### Collected material ###

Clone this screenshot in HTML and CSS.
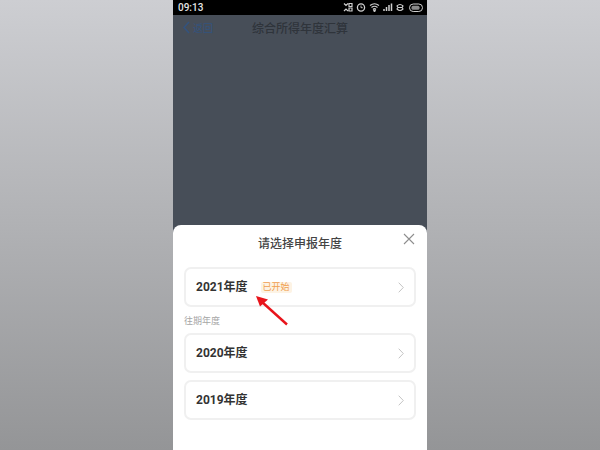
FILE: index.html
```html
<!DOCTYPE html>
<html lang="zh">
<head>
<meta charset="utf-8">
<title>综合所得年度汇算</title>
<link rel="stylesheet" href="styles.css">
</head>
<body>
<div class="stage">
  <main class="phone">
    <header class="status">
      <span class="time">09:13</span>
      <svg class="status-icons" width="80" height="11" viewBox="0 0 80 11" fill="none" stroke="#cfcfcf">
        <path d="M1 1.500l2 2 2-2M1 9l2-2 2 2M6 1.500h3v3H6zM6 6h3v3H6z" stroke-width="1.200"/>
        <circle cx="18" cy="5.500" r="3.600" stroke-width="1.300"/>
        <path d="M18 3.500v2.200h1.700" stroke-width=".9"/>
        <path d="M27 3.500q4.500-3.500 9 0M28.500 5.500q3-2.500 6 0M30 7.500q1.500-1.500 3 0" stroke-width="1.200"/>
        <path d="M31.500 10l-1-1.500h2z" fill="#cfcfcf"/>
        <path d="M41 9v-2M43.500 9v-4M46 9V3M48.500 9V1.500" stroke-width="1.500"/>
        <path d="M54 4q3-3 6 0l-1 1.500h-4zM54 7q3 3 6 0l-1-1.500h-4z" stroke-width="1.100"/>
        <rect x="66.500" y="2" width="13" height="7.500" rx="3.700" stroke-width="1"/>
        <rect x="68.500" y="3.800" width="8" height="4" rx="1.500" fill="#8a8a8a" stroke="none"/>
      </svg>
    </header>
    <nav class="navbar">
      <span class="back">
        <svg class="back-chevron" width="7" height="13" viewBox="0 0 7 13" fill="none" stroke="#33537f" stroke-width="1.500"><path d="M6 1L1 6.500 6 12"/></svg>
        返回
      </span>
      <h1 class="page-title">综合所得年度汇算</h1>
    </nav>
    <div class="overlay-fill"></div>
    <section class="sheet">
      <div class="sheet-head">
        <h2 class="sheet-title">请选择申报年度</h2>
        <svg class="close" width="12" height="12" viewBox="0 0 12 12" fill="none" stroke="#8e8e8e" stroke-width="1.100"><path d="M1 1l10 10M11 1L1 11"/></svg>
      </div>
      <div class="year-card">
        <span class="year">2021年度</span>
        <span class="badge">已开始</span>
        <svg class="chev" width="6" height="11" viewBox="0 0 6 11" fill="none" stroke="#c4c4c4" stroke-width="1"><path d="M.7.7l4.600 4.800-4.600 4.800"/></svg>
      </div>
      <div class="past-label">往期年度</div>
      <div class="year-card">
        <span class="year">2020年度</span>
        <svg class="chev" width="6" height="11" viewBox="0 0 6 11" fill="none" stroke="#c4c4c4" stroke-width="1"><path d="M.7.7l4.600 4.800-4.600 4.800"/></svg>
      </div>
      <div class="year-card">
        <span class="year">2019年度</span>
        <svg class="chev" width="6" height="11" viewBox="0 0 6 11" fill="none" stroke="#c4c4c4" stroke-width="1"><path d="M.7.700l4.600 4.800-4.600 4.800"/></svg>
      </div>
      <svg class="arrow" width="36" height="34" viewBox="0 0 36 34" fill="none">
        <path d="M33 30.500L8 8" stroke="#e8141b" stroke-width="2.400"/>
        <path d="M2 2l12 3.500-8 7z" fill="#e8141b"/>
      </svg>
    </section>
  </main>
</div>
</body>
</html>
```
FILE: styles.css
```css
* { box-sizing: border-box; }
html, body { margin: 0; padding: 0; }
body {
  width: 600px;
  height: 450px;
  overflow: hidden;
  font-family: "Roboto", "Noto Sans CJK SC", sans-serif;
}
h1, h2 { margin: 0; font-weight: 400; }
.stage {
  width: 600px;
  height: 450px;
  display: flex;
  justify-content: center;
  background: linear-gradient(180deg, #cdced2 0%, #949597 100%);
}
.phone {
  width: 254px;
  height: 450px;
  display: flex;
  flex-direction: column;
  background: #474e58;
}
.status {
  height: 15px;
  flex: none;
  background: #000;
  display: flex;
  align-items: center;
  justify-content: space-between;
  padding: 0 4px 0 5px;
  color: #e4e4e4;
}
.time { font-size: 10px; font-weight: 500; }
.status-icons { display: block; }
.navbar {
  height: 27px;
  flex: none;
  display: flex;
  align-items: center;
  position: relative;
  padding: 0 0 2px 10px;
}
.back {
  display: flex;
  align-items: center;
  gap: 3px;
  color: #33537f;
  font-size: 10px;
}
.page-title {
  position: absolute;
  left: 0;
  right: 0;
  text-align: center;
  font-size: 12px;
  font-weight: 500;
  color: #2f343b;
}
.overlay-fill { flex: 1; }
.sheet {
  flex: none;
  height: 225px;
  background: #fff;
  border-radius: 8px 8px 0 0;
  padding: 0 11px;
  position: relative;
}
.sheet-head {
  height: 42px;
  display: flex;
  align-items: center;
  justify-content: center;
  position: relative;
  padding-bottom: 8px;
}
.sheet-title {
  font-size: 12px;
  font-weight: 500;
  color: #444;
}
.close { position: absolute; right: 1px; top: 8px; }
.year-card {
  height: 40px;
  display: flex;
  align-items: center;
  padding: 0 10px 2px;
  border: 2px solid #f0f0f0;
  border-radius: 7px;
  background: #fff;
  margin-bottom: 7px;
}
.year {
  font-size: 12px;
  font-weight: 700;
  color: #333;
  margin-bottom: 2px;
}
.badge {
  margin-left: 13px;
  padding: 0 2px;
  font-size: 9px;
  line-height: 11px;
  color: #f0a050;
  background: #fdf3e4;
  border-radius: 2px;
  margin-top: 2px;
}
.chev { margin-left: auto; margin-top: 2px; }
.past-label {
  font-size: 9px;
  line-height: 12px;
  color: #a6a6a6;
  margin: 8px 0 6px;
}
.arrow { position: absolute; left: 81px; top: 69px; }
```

###

• Aim of the exercise
Copy every line of the data word for word, omitting the images.

• Solution to this problem
Clone this screenshot in HTML and CSS.
FILE: index.html
```html
<!DOCTYPE html>
<html lang="zh">
<head>
<meta charset="utf-8">
<title>综合所得年度汇算</title>
<link rel="stylesheet" href="styles.css">
</head>
<body>
<div class="stage">
  <main class="phone">
    <header class="status">
      <span class="time">09:13</span>
      <svg class="status-icons" width="80" height="11" viewBox="0 0 80 11" fill="none" stroke="#cfcfcf">
        <path d="M1 1.500l2 2 2-2M1 9l2-2 2 2M6 1.500h3v3H6zM6 6h3v3H6z" stroke-width="1.200"/>
        <circle cx="18" cy="5.500" r="3.600" stroke-width="1.300"/>
        <path d="M18 3.500v2.200h1.700" stroke-width=".9"/>
        <path d="M27 3.500q4.500-3.500 9 0M28.500 5.500q3-2.500 6 0M30 7.500q1.500-1.500 3 0" stroke-width="1.200"/>
        <path d="M31.500 10l-1-1.500h2z" fill="#cfcfcf"/>
        <path d="M41 9v-2M43.500 9v-4M46 9V3M48.500 9V1.500" stroke-width="1.500"/>
        <path d="M54 4q3-3 6 0l-1 1.500h-4zM54 7q3 3 6 0l-1-1.500h-4z" stroke-width="1.100"/>
        <rect x="66.500" y="2" width="13" height="7.500" rx="3.700" stroke-width="1"/>
        <rect x="68.500" y="3.800" width="8" height="4" rx="1.500" fill="#8a8a8a" stroke="none"/>
      </svg>
    </header>
    <nav class="navbar">
      <span class="back">
        <svg class="back-chevron" width="7" height="13" viewBox="0 0 7 13" fill="none" stroke="#33537f" stroke-width="1.500"><path d="M6 1L1 6.500 6 12"/></svg>
        返回
      </span>
      <h1 class="page-title">综合所得年度汇算</h1>
    </nav>
    <div class="overlay-fill"></div>
    <section class="sheet">
      <div class="sheet-head">
        <h2 class="sheet-title">请选择申报年度</h2>
        <svg class="close" width="12" height="12" viewBox="0 0 12 12" fill="none" stroke="#8e8e8e" stroke-width="1.100"><path d="M1 1l10 10M11 1L1 11"/></svg>
      </div>
      <div class="year-card">
        <span class="year">2021年度</span>
        <span class="badge">已开始</span>
        <svg class="chev" width="6" height="11" viewBox="0 0 6 11" fill="none" stroke="#c4c4c4" stroke-width="1"><path d="M.7.7l4.600 4.800-4.600 4.800"/></svg>
      </div>
      <div class="past-label">往期年度</div>
      <div class="year-card">
        <span class="year">2020年度</span>
        <svg class="chev" width="6" height="11" viewBox="0 0 6 11" fill="none" stroke="#c4c4c4" stroke-width="1"><path d="M.7.7l4.600 4.800-4.600 4.800"/></svg>
      </div>
      <div class="year-card">
        <span class="year">2019年度</span>
        <svg class="chev" width="6" height="11" viewBox="0 0 6 11" fill="none" stroke="#c4c4c4" stroke-width="1"><path d="M.7.700l4.600 4.800-4.600 4.800"/></svg>
      </div>
      <svg class="arrow" width="36" height="34" viewBox="0 0 36 34" fill="none">
        <path d="M33 30.500L8 8" stroke="#e8141b" stroke-width="2.400"/>
        <path d="M2 2l12 3.500-8 7z" fill="#e8141b"/>
      </svg>
    </section>
  </main>
</div>
</body>
</html>
```
FILE: styles.css
```css
* { box-sizing: border-box; }
html, body { margin: 0; padding: 0; }
body {
  width: 600px;
  height: 450px;
  overflow: hidden;
  font-family: "Roboto", "Noto Sans CJK SC", sans-serif;
}
h1, h2 { margin: 0; font-weight: 400; }
.stage {
  width: 600px;
  height: 450px;
  display: flex;
  justify-content: center;
  background: linear-gradient(180deg, #cdced2 0%, #949597 100%);
}
.phone {
  width: 254px;
  height: 450px;
  display: flex;
  flex-direction: column;
  background: #474e58;
}
.status {
  height: 15px;
  flex: none;
  background: #000;
  display: flex;
  align-items: center;
  justify-content: space-between;
  padding: 0 4px 0 5px;
  color: #e4e4e4;
}
.time { font-size: 10px; font-weight: 500; }
.status-icons { display: block; }
.navbar {
  height: 27px;
  flex: none;
  display: flex;
  align-items: center;
  position: relative;
  padding: 0 0 2px 10px;
}
.back {
  display: flex;
  align-items: center;
  gap: 3px;
  color: #33537f;
  font-size: 10px;
}
.page-title {
  position: absolute;
  left: 0;
  right: 0;
  text-align: center;
  font-size: 12px;
  font-weight: 500;
  color: #2f343b;
}
.overlay-fill { flex: 1; }
.sheet {
  flex: none;
  height: 225px;
  background: #fff;
  border-radius: 8px 8px 0 0;
  padding: 0 11px;
  position: relative;
}
.sheet-head {
  height: 42px;
  display: flex;
  align-items: center;
  justify-content: center;
  position: relative;
  padding-bottom: 8px;
}
.sheet-title {
  font-size: 12px;
  font-weight: 500;
  color: #444;
}
.close { position: absolute; right: 1px; top: 8px; }
.year-card {
  height: 40px;
  display: flex;
  align-items: center;
  padding: 0 10px 2px;
  border: 2px solid #f0f0f0;
  border-radius: 7px;
  background: #fff;
  margin-bottom: 7px;
}
.year {
  font-size: 12px;
  font-weight: 700;
  color: #333;
  margin-bottom: 2px;
}
.badge {
  margin-left: 13px;
  padding: 0 2px;
  font-size: 9px;
  line-height: 11px;
  color: #f0a050;
  background: #fdf3e4;
  border-radius: 2px;
  margin-top: 2px;
}
.chev { margin-left: auto; margin-top: 2px; }
.past-label {
  font-size: 9px;
  line-height: 12px;
  color: #a6a6a6;
  margin: 8px 0 6px;
}
.arrow { position: absolute; left: 81px; top: 69px; }
```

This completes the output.